Bayesian Forward-modelling of Hubble Space Telescope Images with GPU Acceleration

For more details on the scientific content of the project, see my Astronomy Research page. Demonstrations of the model, written in Javascript to run in web browsers, are available on my outreach page.

With the incredible resolution of the Hubble Space Telescope, astronomers can get more detailed view of our neighboring galaxies than ever before. The image below shows an example of how far we can zoom in on the Andromeda galaxy with Hubble.

Hubble image of M31

This incredible amount of data coming from each Hubble image necessitates very complex and computationally intensive models to interpret all the features that are observed. My PhD Thesis project focuses on creating forward models of these Hubble images: given a particular set of galaxy properties (mass, age, chemical content, etc), my code creates a simulated image of that galaxy as it would be observed by Hubble. Many of these simulations (with different underlying properties) can be compared to real Hubble observations and we use Bayesian inference to estimate the properties of real galaxies.

To simulate each image, my code randomly populates each of the >1 million pixels with anywhere between 10 to 1 billion simulated stars, before convolved their light with a Gaussian kernel simulating Hubble's optical resolution. This stochastic process involves over 1010 random draws from Poisson distributions.
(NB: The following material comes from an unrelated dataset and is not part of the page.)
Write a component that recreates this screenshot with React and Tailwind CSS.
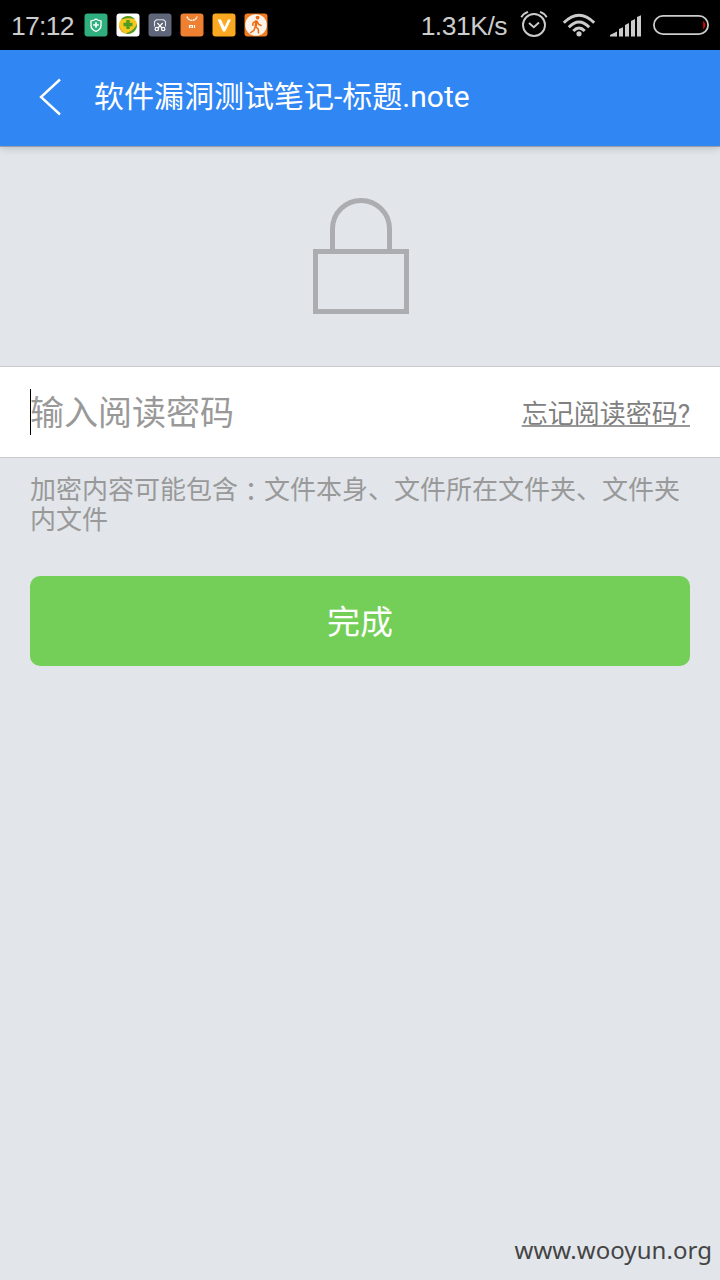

Major portions of this algorithm are embarassingly parallel and are perfectly suited to GPU-acceleration. After converting major portions of my code from Python to GPU-accelerated CUDA C, I managed to speed-up each simulation by a factor of over 16x. I also created a simplified version of the code for demonstration purposes, written in Javascript, which can be run natively in a web browser. First results from our code will be submitted for publication in Fall 2017.